◆ SET EXERCISE ◆
Quote, verbatim, all material below, without pictures.

—————

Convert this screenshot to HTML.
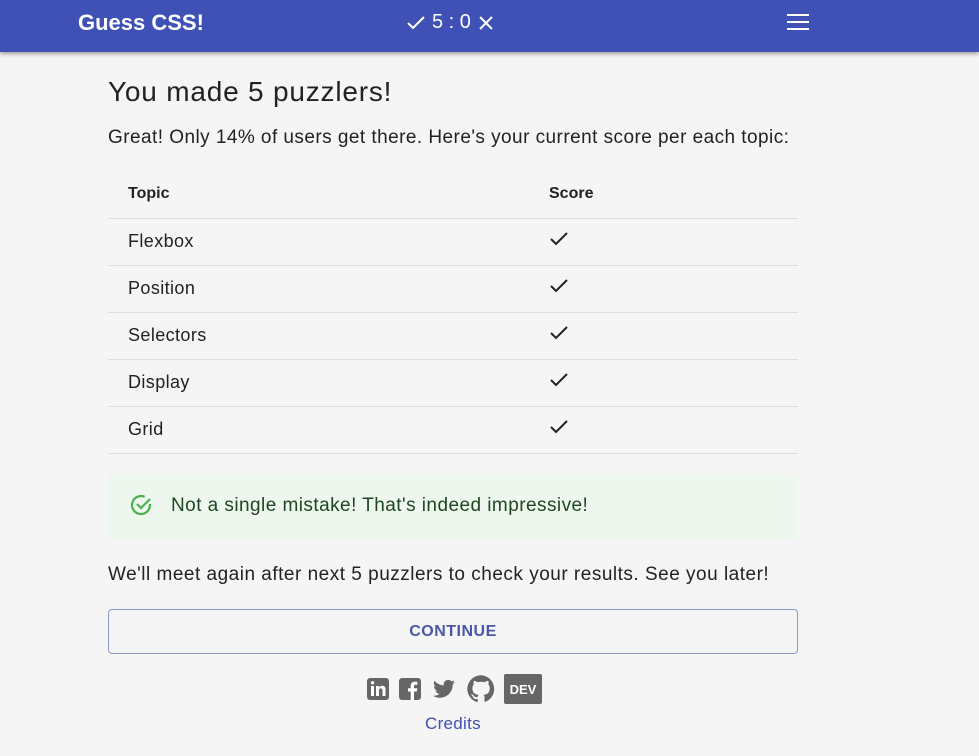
<!DOCTYPE html>
<html><head><style>
*{box-sizing:border-box;margin:0;padding:0}
body{width:979px;height:756px;background:#f5f5f5;font-family:"Liberation Sans",sans-serif;color:#222;overflow:hidden;position:relative}
.bar{position:absolute;left:0;top:0;width:979px;height:52px;background:#3f51b5;box-shadow:0 2px 4px rgba(0,0,0,.35);color:#fff}
.logo{position:absolute;left:78px;top:10px;font-size:22px;font-weight:bold;letter-spacing:0px}
.score{position:absolute;left:406px;top:11px;font-size:20px;display:flex;align-items:center;gap:6px}
.menu{position:absolute;left:787px;top:14px;width:22px}
.menu i{display:block;height:2px;background:#fff;margin-bottom:5px}
.main{position:absolute;left:108px;top:0;width:690px}
h1{position:absolute;top:76px;font-size:28px;font-weight:normal;white-space:nowrap;letter-spacing:.8px}
.p1{position:absolute;top:127px;font-size:19px;white-space:nowrap;letter-spacing:.45px}
table{position:absolute;top:171px;width:690px;border-collapse:collapse;font-size:18px;table-layout:fixed;letter-spacing:.4px}
td,th{height:47px;border-bottom:1px solid #ddd;text-align:left;padding-left:20px}
th{font-size:16px;font-weight:bold;height:47px;letter-spacing:0}
col.a{width:421px}
.ok{position:absolute;top:474px;width:690px;height:65px;background:#edf7ed;color:#1e4620;font-size:19px}
.ok span{position:absolute;left:63px;top:21px;white-space:nowrap;letter-spacing:.45px}
.p2{position:absolute;top:564px;font-size:19px;white-space:nowrap;letter-spacing:.5px}
.btn{position:absolute;top:609px;width:690px;height:45px;border:1px solid #8c97d4;border-radius:4px;color:#3f51b5;font-size:16px;text-align:center;line-height:43px;letter-spacing:.5px;font-weight:bold;color:#4a57a8}
.soc{position:absolute;left:366px;top:674px;display:flex;gap:8px;align-items:center}
.cred{position:absolute;left:425px;top:714px;color:#3f51b5;font-size:17px;letter-spacing:.3px}
</style></head><body>
<div class="bar"><div class="logo">Guess CSS!</div>
<div class="score"><svg width="20" height="20" viewBox="0 0 20 20"><path d="M2 10l5 5L18 4" fill="none" stroke="#fff" stroke-width="2"/></svg><span>5 : 0</span><svg width="18" height="18" viewBox="0 0 18 18"><path d="M3 3l12 12M15 3L3 15" stroke="#fff" stroke-width="2"/></svg></div>
<div class="menu"><i></i><i></i><i></i></div></div>
<div class="main">
<h1>You made 5 puzzlers!</h1>
<div class="p1">Great! Only 14% of users get there. Here's your current score per each topic:</div>
<table><colgroup><col class="a"><col></colgroup><tr><th>Topic</th><th>Score</th></tr>
<tr><td>Flexbox</td><td class="c"><svg width="20" height="16" viewBox="0 0 20 16"><path d="M2 8l5 5L18 2" fill="none" stroke="#222" stroke-width="2"/></svg></td></tr>
<tr><td>Position</td><td class="c"><svg width="20" height="16" viewBox="0 0 20 16"><path d="M2 8l5 5L18 2" fill="none" stroke="#222" stroke-width="2"/></svg></td></tr>
<tr><td>Selectors</td><td class="c"><svg width="20" height="16" viewBox="0 0 20 16"><path d="M2 8l5 5L18 2" fill="none" stroke="#222" stroke-width="2"/></svg></td></tr>
<tr><td>Display</td><td class="c"><svg width="20" height="16" viewBox="0 0 20 16"><path d="M2 8l5 5L18 2" fill="none" stroke="#222" stroke-width="2"/></svg></td></tr>
<tr><td>Grid</td><td class="c"><svg width="20" height="16" viewBox="0 0 20 16"><path d="M2 8l5 5L18 2" fill="none" stroke="#222" stroke-width="2"/></svg></td></tr></table>
<div class="ok"><svg style="position:absolute;left:21px;top:19px" width="24" height="24" viewBox="0 0 24 24"><path d="M21 11v1a9 9 0 1 1-5.3-8.2" fill="none" stroke="#4caf50" stroke-width="2.2"/><path d="M8 11l4 4 9-9" fill="none" stroke="#4caf50" stroke-width="2.2"/></svg><span>Not a single mistake! That's indeed impressive!</span></div>
<div class="p2">We'll meet again after next 5 puzzlers to check your results. See you later!</div>
<div class="btn">CONTINUE</div>
</div>
<div class="soc">
<svg width="24" height="24" viewBox="0 0 24 24"><rect x="1" y="1" width="22" height="22" rx="3" fill="#666"/><rect x="5" y="9" width="3" height="10" fill="#fff"/><circle cx="6.5" cy="5.8" r="1.7" fill="#fff"/><path d="M10 9h3v1.5c.8-1.3 2-1.8 3.3-1.8 2.3 0 3.2 1.5 3.2 4V19h-3v-5.5c0-1.3-.4-2.1-1.6-2.1s-1.9.9-1.9 2.1V19h-3z" fill="#fff"/></svg>
<svg width="24" height="24" viewBox="0 0 24 24"><rect x="1" y="1" width="22" height="22" rx="3" fill="#666"/><path d="M16 23v-8.5h2.8l.4-3.2H16V9.3c0-.9.3-1.6 1.6-1.6h1.7V4.9c-.3 0-1.3-.1-2.5-.1-2.5 0-4.1 1.5-4.1 4.2v2.3H10v3.2h2.7V23z" fill="#fff"/></svg>
<svg width="28" height="24" viewBox="0 0 24 24"><path d="M23 5c-.8.4-1.7.6-2.6.7.9-.6 1.6-1.4 2-2.5-.9.5-1.9.9-2.9 1.1a4.5 4.5 0 0 0-7.7 4.1C8 8.2 4.7 6.4 2.5 3.7c-1.2 2-.6 4.6 1.4 6-.7 0-1.400-.2-2-.6 0 2.2 1.5 4.1 3.6 4.5-.7.2-1.4.2-2 .1.6 1.8 2.3 3.1 4.2 3.1A9 9 0 0 1 1 18.7 12.8 12.8 0 0 0 20.7 7.3c.9-.6 1.7-1.4 2.300-2.3z" fill="#666"/></svg>
<svg width="30" height="30" viewBox="0 0 24 24"><path d="M12 1a11 11 0 0 0-3.5 21.4c.6.1.8-.2.8-.5v-2c-3.1.7-3.7-1.4-3.7-1.4-.5-1.3-1.2-1.6-1.2-1.6-1-.7.1-.7.1-.7 1.1.1 1.7 1.1 1.7 1.1 1 1.7 2.6 1.2 3.2.9.1-.7.4-1.2.7-1.5-2.4-.3-5-1.2-5-5.4 0-1.2.4-2.2 1.1-2.9-.1-.3-.5-1.4.1-2.9 0 0 .9-.3 3 1.1a10.5 10.5 0 0 1 5.5 0c2.1-1.4 3-1.1 3-1.1.6 1.5.2 2.6.1 2.9.7.8 1.1 1.7 1.1 2.9 0 4.2-2.6 5.1-5 5.4.4.3.8 1 .8 2v3c0 .3.2.6.8.5A11 11 0 0 0 12 1z" fill="#666"/></svg>
<svg width="38" height="30" viewBox="0 0 38 30"><rect width="38" height="30" rx="2" fill="#666"/><text x="19" y="20" text-anchor="middle" fill="#fff" font-family="Liberation Sans" font-weight="bold" font-size="13">DEV</text></svg>
</div>
<div class="cred">Credits</div>
</body></html>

—————

◆ RESULT ◆
Convert this screenshot to HTML.
<!DOCTYPE html>
<html><head><style>
*{box-sizing:border-box;margin:0;padding:0}
body{width:979px;height:756px;background:#f5f5f5;font-family:"Liberation Sans",sans-serif;color:#222;overflow:hidden;position:relative}
.bar{position:absolute;left:0;top:0;width:979px;height:52px;background:#3f51b5;box-shadow:0 2px 4px rgba(0,0,0,.35);color:#fff}
.logo{position:absolute;left:78px;top:10px;font-size:22px;font-weight:bold;letter-spacing:0px}
.score{position:absolute;left:406px;top:11px;font-size:20px;display:flex;align-items:center;gap:6px}
.menu{position:absolute;left:787px;top:14px;width:22px}
.menu i{display:block;height:2px;background:#fff;margin-bottom:5px}
.main{position:absolute;left:108px;top:0;width:690px}
h1{position:absolute;top:76px;font-size:28px;font-weight:normal;white-space:nowrap;letter-spacing:.8px}
.p1{position:absolute;top:127px;font-size:19px;white-space:nowrap;letter-spacing:.45px}
table{position:absolute;top:171px;width:690px;border-collapse:collapse;font-size:18px;table-layout:fixed;letter-spacing:.4px}
td,th{height:47px;border-bottom:1px solid #ddd;text-align:left;padding-left:20px}
th{font-size:16px;font-weight:bold;height:47px;letter-spacing:0}
col.a{width:421px}
.ok{position:absolute;top:474px;width:690px;height:65px;background:#edf7ed;color:#1e4620;font-size:19px}
.ok span{position:absolute;left:63px;top:21px;white-space:nowrap;letter-spacing:.45px}
.p2{position:absolute;top:564px;font-size:19px;white-space:nowrap;letter-spacing:.5px}
.btn{position:absolute;top:609px;width:690px;height:45px;border:1px solid #8c97d4;border-radius:4px;color:#3f51b5;font-size:16px;text-align:center;line-height:43px;letter-spacing:.5px;font-weight:bold;color:#4a57a8}
.soc{position:absolute;left:366px;top:674px;display:flex;gap:8px;align-items:center}
.cred{position:absolute;left:425px;top:714px;color:#3f51b5;font-size:17px;letter-spacing:.3px}
</style></head><body>
<div class="bar"><div class="logo">Guess CSS!</div>
<div class="score"><svg width="20" height="20" viewBox="0 0 20 20"><path d="M2 10l5 5L18 4" fill="none" stroke="#fff" stroke-width="2"/></svg><span>5 : 0</span><svg width="18" height="18" viewBox="0 0 18 18"><path d="M3 3l12 12M15 3L3 15" stroke="#fff" stroke-width="2"/></svg></div>
<div class="menu"><i></i><i></i><i></i></div></div>
<div class="main">
<h1>You made 5 puzzlers!</h1>
<div class="p1">Great! Only 14% of users get there. Here's your current score per each topic:</div>
<table><colgroup><col class="a"><col></colgroup><tr><th>Topic</th><th>Score</th></tr>
<tr><td>Flexbox</td><td class="c"><svg width="20" height="16" viewBox="0 0 20 16"><path d="M2 8l5 5L18 2" fill="none" stroke="#222" stroke-width="2"/></svg></td></tr>
<tr><td>Position</td><td class="c"><svg width="20" height="16" viewBox="0 0 20 16"><path d="M2 8l5 5L18 2" fill="none" stroke="#222" stroke-width="2"/></svg></td></tr>
<tr><td>Selectors</td><td class="c"><svg width="20" height="16" viewBox="0 0 20 16"><path d="M2 8l5 5L18 2" fill="none" stroke="#222" stroke-width="2"/></svg></td></tr>
<tr><td>Display</td><td class="c"><svg width="20" height="16" viewBox="0 0 20 16"><path d="M2 8l5 5L18 2" fill="none" stroke="#222" stroke-width="2"/></svg></td></tr>
<tr><td>Grid</td><td class="c"><svg width="20" height="16" viewBox="0 0 20 16"><path d="M2 8l5 5L18 2" fill="none" stroke="#222" stroke-width="2"/></svg></td></tr></table>
<div class="ok"><svg style="position:absolute;left:21px;top:19px" width="24" height="24" viewBox="0 0 24 24"><path d="M21 11v1a9 9 0 1 1-5.3-8.2" fill="none" stroke="#4caf50" stroke-width="2.2"/><path d="M8 11l4 4 9-9" fill="none" stroke="#4caf50" stroke-width="2.2"/></svg><span>Not a single mistake! That's indeed impressive!</span></div>
<div class="p2">We'll meet again after next 5 puzzlers to check your results. See you later!</div>
<div class="btn">CONTINUE</div>
</div>
<div class="soc">
<svg width="24" height="24" viewBox="0 0 24 24"><rect x="1" y="1" width="22" height="22" rx="3" fill="#666"/><rect x="5" y="9" width="3" height="10" fill="#fff"/><circle cx="6.5" cy="5.8" r="1.7" fill="#fff"/><path d="M10 9h3v1.5c.8-1.3 2-1.8 3.3-1.8 2.3 0 3.2 1.5 3.2 4V19h-3v-5.5c0-1.3-.4-2.1-1.6-2.1s-1.9.9-1.9 2.1V19h-3z" fill="#fff"/></svg>
<svg width="24" height="24" viewBox="0 0 24 24"><rect x="1" y="1" width="22" height="22" rx="3" fill="#666"/><path d="M16 23v-8.5h2.8l.4-3.2H16V9.3c0-.9.3-1.6 1.6-1.6h1.7V4.9c-.3 0-1.3-.1-2.5-.1-2.5 0-4.1 1.5-4.1 4.2v2.3H10v3.2h2.7V23z" fill="#fff"/></svg>
<svg width="28" height="24" viewBox="0 0 24 24"><path d="M23 5c-.8.4-1.7.6-2.6.7.9-.6 1.6-1.4 2-2.5-.9.5-1.9.9-2.9 1.1a4.5 4.5 0 0 0-7.7 4.1C8 8.2 4.7 6.4 2.5 3.7c-1.2 2-.6 4.6 1.4 6-.7 0-1.400-.2-2-.6 0 2.2 1.5 4.1 3.6 4.5-.7.2-1.4.2-2 .1.6 1.8 2.3 3.1 4.2 3.1A9 9 0 0 1 1 18.7 12.8 12.8 0 0 0 20.7 7.3c.9-.6 1.7-1.4 2.300-2.3z" fill="#666"/></svg>
<svg width="30" height="30" viewBox="0 0 24 24"><path d="M12 1a11 11 0 0 0-3.5 21.4c.6.1.8-.2.8-.5v-2c-3.1.7-3.7-1.4-3.7-1.4-.5-1.3-1.2-1.6-1.2-1.6-1-.7.1-.7.1-.7 1.1.1 1.7 1.1 1.7 1.1 1 1.7 2.6 1.2 3.2.9.1-.7.4-1.2.7-1.5-2.4-.3-5-1.2-5-5.4 0-1.2.4-2.2 1.1-2.9-.1-.3-.5-1.4.1-2.9 0 0 .9-.3 3 1.1a10.5 10.5 0 0 1 5.5 0c2.1-1.4 3-1.1 3-1.1.6 1.5.2 2.6.1 2.9.7.8 1.1 1.7 1.1 2.9 0 4.2-2.6 5.1-5 5.4.4.3.8 1 .8 2v3c0 .3.2.6.8.5A11 11 0 0 0 12 1z" fill="#666"/></svg>
<svg width="38" height="30" viewBox="0 0 38 30"><rect width="38" height="30" rx="2" fill="#666"/><text x="19" y="20" text-anchor="middle" fill="#fff" font-family="Liberation Sans" font-weight="bold" font-size="13">DEV</text></svg>
</div>
<div class="cred">Credits</div>
</body></html>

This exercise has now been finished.